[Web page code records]
(begin)
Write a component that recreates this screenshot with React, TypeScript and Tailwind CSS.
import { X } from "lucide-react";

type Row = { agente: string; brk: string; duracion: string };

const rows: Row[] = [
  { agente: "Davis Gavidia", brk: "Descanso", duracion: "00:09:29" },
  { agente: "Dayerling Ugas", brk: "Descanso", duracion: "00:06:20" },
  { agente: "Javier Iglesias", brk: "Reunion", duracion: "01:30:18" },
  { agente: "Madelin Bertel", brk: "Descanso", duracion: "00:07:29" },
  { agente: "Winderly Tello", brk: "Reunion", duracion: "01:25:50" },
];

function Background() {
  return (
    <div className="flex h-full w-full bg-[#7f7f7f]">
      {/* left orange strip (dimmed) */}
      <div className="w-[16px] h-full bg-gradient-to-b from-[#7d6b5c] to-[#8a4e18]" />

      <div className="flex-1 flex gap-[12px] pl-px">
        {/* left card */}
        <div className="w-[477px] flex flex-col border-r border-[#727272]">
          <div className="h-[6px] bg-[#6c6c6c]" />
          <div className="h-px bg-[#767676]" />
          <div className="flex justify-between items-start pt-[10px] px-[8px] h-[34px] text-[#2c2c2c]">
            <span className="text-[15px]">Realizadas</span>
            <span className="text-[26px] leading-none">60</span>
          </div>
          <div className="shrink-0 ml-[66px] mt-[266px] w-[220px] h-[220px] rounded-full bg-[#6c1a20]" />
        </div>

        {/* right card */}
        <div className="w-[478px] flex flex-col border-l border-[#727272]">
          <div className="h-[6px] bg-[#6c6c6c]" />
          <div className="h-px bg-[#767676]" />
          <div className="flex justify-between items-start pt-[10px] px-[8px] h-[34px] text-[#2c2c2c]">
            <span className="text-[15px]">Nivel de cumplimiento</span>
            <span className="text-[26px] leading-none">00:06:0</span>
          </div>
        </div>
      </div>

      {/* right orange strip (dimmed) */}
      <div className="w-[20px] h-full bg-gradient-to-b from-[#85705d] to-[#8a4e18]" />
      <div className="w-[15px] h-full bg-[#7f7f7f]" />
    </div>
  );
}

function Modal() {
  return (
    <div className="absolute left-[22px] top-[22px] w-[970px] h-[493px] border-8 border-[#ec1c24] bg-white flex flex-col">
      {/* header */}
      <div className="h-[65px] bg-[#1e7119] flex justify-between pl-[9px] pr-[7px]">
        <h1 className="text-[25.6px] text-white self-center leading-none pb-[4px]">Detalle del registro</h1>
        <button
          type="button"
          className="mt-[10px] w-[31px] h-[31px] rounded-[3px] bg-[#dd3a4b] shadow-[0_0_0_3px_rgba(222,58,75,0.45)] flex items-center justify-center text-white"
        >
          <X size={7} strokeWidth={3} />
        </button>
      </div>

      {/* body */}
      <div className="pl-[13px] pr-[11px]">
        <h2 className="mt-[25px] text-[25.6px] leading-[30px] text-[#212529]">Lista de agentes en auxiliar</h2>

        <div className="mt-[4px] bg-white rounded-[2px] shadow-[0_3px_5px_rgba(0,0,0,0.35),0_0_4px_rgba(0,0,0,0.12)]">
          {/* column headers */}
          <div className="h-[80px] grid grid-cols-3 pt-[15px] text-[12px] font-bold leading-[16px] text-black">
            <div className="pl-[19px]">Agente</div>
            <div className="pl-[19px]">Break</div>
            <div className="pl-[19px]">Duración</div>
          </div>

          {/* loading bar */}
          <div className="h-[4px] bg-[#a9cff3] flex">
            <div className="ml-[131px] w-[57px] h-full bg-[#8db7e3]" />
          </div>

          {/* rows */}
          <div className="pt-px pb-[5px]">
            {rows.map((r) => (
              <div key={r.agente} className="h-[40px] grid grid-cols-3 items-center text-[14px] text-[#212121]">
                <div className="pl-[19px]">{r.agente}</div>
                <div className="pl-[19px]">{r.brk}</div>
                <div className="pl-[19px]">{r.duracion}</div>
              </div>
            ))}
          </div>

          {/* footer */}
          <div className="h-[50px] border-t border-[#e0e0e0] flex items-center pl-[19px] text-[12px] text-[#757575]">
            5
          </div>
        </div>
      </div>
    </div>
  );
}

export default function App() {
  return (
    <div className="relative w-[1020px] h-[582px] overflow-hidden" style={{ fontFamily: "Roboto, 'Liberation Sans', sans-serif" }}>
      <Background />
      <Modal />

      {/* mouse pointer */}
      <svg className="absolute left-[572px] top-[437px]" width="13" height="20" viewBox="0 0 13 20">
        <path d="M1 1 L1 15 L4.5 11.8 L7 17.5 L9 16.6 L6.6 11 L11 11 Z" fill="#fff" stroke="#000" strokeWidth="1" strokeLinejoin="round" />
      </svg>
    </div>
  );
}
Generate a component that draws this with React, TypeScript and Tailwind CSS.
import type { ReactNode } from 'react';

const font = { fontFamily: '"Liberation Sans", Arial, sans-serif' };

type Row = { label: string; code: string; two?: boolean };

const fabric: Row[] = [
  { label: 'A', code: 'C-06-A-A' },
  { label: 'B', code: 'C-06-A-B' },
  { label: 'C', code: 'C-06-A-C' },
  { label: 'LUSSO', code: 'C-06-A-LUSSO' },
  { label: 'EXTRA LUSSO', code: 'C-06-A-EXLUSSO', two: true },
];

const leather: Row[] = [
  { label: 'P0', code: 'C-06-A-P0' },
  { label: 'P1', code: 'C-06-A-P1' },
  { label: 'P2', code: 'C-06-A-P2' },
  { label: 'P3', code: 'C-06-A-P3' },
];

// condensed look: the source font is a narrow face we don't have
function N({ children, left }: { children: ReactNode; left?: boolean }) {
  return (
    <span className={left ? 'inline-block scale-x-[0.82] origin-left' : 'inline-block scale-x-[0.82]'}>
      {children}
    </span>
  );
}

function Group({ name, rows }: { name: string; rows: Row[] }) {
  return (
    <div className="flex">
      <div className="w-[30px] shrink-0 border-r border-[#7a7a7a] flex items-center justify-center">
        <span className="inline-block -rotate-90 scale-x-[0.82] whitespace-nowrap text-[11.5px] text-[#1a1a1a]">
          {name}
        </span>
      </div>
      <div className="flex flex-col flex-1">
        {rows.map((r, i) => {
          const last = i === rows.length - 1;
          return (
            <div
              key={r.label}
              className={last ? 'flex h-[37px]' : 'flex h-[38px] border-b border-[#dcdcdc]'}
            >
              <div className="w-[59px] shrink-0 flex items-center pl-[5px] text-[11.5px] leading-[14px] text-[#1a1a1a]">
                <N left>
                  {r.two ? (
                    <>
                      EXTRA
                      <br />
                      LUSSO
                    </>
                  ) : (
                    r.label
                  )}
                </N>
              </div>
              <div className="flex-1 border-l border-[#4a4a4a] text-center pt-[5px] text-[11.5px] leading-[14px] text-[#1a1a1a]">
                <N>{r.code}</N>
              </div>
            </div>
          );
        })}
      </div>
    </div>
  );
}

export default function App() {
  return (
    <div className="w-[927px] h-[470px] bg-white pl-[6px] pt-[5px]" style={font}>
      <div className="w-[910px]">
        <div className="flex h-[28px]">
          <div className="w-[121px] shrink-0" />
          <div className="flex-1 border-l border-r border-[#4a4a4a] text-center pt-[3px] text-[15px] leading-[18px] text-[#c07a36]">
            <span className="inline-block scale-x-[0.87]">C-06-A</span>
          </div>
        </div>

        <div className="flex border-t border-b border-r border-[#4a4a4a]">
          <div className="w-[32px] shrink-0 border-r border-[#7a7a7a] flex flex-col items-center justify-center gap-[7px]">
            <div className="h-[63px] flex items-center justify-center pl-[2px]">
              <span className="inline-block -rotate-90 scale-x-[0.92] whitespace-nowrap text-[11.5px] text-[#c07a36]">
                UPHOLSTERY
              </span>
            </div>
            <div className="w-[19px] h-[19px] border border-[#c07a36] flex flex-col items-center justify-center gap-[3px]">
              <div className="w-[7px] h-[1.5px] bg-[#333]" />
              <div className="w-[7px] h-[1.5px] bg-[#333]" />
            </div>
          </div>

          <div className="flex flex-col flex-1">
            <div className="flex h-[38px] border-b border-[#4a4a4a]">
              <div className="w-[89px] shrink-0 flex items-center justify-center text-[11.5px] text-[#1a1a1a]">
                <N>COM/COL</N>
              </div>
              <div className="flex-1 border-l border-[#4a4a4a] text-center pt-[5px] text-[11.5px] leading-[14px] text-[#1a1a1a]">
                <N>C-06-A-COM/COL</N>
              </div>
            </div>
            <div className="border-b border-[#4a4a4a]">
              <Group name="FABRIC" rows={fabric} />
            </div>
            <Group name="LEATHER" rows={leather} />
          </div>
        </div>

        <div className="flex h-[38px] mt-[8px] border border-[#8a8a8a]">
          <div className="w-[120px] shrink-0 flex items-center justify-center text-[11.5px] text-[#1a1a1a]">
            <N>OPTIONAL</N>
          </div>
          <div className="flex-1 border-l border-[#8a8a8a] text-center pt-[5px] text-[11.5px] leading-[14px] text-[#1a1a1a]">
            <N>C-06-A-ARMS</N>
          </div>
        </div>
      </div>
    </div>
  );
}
(end)
TASK TO COMPLETE -> Copy out precisely the lines from the line with "Generate a component" to the line with "string; code: string;" in the material above, including those two lines and omitting all the rest.

EXERCISE OUTPUT ->
Generate a component that draws this with React, TypeScript and Tailwind CSS.
import type { ReactNode } from 'react';

const font = { fontFamily: '"Liberation Sans", Arial, sans-serif' };

type Row = { label: string; code: string; two?: boolean };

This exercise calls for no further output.